Lidar com o empresário não é fácil, é como “enfiar o dedo na tomada”, afirma um dos executivos no livro. O CEO é venerado pelos funcionários, mas ao mesmo tempo tem acessos de fúria ao cobrar os empregados, com direito a plateia.
“Quando Huang detonava um funcionário, costumava fazê-lo em público, para que os demais aprendessem com a experiência”, conta o livro. O objetivo é “compartilhar o fracasso”. É uma relação que mistura amor, medo e culpa
“Sim, Huang pode ser abusivo”, afirma o autor, que sentiu essa fúria pessoalmente, ao fazer uma pergunta que ligava os possíveis efeitos da IA sobre a sociedade a um cenário de ficção científica.
“Esta empresa não é uma manifestação do Star Trek! Não é isso que estamos fazendo! Somos gente séria, fazendo um trabalho sério. E… é só uma empresa séria, e eu sou uma pessoa séria, fazendo um trabalho sério”, berrou, segundo relato do livro.
O biógrafo considera que a próxima grande fronteira para Huang e a Nvidia é o mercado de robôs. “Ele quer estar no centro da revolução da robótica”, o que inclui construir, treinar e vender o cérebro para essas máquinas: “Ele tem medo de ficar de fora, ele não pode não estar lá”.

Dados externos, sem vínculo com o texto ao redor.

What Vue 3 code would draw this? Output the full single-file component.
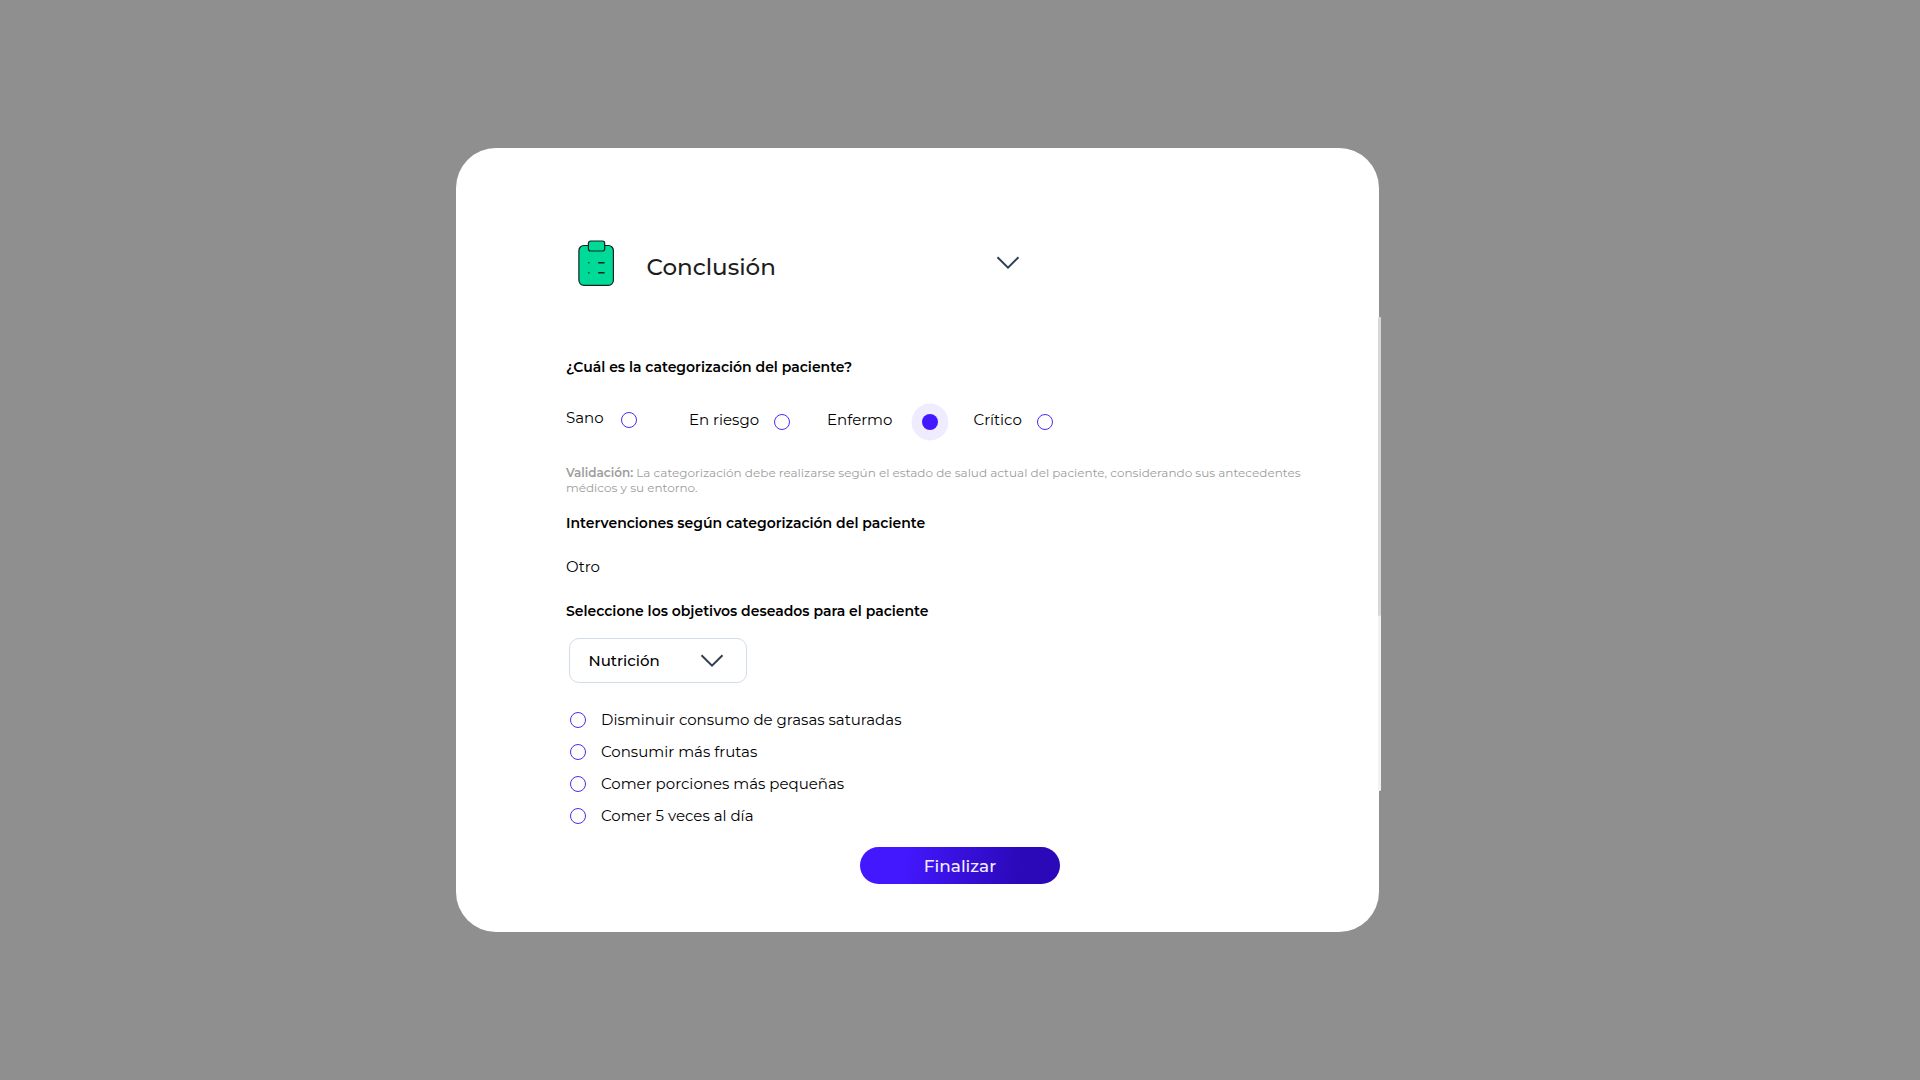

Ao contrário de Witt, que teve o receio com a inteligência artificial como um dos motivos para escrever o livro, o dono da Nvidia se irrita com catastrofistas. Ele vê essa tecnologia como uma ferramenta poderosa para o progresso humano, uma nova revolução industrial, e não como uma ameaça à humanidade.
“A tecnologia só processa dados”, diz ele. “Há muitas outras coisas para nos preocuparmos.”